DATASET:
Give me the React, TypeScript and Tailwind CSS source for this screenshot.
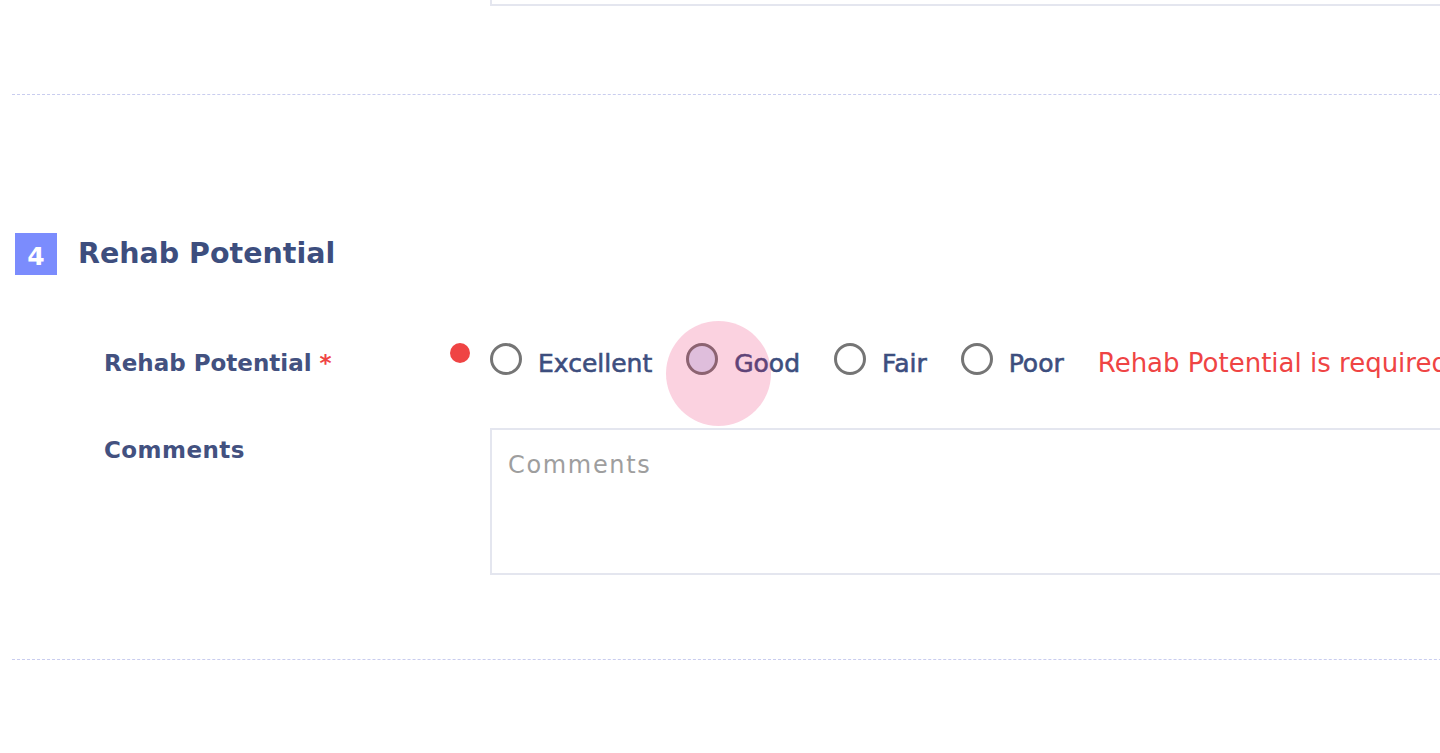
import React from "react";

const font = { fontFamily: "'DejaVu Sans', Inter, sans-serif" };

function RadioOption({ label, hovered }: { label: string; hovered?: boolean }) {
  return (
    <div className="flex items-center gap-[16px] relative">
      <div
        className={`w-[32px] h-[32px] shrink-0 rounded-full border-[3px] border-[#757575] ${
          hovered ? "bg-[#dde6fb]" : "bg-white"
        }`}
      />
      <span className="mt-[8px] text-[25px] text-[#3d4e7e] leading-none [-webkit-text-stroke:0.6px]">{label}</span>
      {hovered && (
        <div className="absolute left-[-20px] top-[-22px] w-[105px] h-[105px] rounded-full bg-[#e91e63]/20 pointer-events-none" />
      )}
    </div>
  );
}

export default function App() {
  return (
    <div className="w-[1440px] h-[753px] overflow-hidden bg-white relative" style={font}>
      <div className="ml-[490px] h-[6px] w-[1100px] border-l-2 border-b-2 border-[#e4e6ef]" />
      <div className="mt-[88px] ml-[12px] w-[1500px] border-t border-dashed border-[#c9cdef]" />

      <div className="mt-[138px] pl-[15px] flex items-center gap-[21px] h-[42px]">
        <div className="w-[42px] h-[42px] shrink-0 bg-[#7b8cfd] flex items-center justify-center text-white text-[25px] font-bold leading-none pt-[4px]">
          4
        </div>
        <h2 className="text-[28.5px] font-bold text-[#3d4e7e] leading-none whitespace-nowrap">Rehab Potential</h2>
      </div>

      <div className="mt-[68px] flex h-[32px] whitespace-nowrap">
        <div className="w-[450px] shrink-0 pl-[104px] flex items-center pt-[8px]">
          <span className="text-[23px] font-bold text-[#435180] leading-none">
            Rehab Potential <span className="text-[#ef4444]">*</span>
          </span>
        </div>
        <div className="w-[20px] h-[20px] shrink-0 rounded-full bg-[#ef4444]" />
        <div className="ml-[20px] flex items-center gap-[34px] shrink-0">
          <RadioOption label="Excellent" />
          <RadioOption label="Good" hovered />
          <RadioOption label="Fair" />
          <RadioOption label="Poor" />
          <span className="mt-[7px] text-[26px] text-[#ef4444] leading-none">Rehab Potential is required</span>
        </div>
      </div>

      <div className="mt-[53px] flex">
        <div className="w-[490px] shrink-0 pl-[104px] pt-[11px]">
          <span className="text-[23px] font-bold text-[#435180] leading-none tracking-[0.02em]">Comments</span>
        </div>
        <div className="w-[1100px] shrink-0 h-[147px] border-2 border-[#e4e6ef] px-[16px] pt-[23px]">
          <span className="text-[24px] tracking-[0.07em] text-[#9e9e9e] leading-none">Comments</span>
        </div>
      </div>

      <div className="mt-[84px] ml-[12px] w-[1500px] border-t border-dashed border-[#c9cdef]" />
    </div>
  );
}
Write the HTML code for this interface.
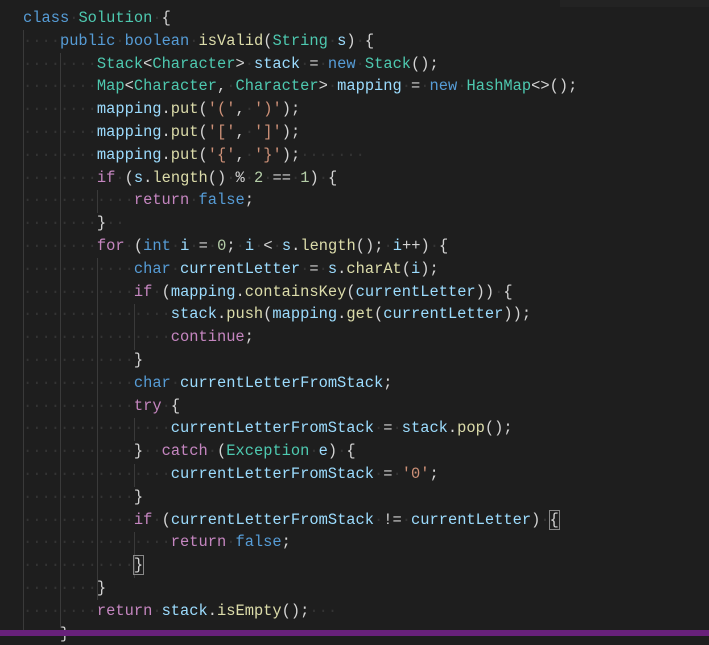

SHORT EXERCISE: From the data above, copy each line where the string "React" appears.

WORKED ANSWER:
Give me the React, TypeScript and Tailwind CSS source for this screenshot.
import React from "react";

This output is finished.